When we go to the market we see that every commodity has a price tag, some goods are cheaper and some are very expensive. Have you ever thought of why these commodities are sold for a price ???

The immediate answer that can come to your mind would be because it’s useful to us so we pay a price to acquire it. But if this is so, than why air, rain and sunlight do not have a price? 
They are also very useful to us. This is so because they are unlimited or free goods (goods like air which are gift of nature, are known as ‘free goods’ and they do not have a price).
So we can now say that since goods are useful and scarce, they have a price, these are called economic goods.But usefulness and scarcity are only the underlying forces.
Usefulness expresses itself in the form of demand by buyers, and scarcity expresses itself in the form of supply by the sellers. Therefore, prices of goods and services in a free enterprise economy are determined by the interaction of forces of demand and supply.
Demand and Supply are the two important tools of economic analysis.

Meaning of Demand

Demand for any commodity refers to the amount of that commodity that will be purchased, i.e., the amount which consumers are willing and able to purchase at a particular price during a particular period of time.
Some points should be noted in the above definition of demand:

1. Demand in economics is not the same thing as desire for it. It means both the willingness and adequate purchasing power to buy it, that give rise to demand. Demand is an ‘effective desire’.

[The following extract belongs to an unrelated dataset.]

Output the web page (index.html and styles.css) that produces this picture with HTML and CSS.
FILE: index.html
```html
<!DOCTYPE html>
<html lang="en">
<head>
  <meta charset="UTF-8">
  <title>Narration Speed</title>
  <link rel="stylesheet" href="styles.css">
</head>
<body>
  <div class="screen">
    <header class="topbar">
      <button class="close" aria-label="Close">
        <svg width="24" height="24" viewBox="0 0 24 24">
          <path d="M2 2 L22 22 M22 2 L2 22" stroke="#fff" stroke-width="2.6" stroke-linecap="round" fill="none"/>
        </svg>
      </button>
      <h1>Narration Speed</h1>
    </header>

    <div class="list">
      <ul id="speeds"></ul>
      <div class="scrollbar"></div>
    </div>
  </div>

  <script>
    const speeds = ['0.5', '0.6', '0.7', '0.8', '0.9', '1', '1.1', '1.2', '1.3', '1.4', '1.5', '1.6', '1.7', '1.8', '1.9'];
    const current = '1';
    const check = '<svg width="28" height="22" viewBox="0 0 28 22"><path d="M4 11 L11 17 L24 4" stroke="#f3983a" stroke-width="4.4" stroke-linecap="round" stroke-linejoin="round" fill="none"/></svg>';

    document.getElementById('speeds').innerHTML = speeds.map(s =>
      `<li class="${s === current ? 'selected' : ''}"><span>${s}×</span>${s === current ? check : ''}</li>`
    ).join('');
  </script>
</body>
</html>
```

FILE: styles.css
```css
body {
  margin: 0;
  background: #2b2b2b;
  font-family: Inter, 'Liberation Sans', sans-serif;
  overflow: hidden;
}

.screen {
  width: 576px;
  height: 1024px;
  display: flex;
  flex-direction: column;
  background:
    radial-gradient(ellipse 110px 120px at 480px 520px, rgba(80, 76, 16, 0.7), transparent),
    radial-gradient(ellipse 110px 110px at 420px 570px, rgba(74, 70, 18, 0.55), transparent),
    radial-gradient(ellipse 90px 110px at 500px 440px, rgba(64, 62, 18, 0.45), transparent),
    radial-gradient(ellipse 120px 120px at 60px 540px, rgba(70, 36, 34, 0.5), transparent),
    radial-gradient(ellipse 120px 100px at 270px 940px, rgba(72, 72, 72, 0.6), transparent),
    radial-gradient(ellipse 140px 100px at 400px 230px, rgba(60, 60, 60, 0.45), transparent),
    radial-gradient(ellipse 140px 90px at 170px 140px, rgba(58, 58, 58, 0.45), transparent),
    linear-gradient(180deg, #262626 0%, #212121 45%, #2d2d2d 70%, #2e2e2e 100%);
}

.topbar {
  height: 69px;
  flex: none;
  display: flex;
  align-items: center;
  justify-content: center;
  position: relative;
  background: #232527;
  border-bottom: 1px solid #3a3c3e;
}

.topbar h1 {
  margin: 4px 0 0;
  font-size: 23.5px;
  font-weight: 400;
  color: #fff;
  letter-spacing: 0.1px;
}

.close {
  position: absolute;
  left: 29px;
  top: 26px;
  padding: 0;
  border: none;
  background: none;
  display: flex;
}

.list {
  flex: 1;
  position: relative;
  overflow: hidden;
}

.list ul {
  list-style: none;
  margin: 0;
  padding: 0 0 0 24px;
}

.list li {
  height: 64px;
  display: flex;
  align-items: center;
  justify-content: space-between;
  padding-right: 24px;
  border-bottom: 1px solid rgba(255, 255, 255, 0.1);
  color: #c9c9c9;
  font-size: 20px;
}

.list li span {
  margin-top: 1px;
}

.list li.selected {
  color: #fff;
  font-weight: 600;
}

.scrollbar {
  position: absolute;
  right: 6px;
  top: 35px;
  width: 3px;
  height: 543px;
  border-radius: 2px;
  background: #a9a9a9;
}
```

Desire + will to purchase + ability to purchase   =    Effective demand

For example, I may have the desire for a house but it will become demand only when I have the adequate money and I am willing to spend that money to purchase that house.

2. Demand is always at a price. For example you are willing to purchase a pen if it is available at Rs.10, but you may not buy if it is priced at Rs.100. Moreover different quantities of a commodity will be demanded at different prices. Therefore, demand is always expressed in relation to a particular price.

3. Demand is always expressed with reference to a particular time period. Demand is a flow concept. Flow is any variable which is expressed per unit of time. For ex. demand for a car is 200 per day/week/year. If we say that demand for a car is 200, it is an incomplete statement and also meaningless.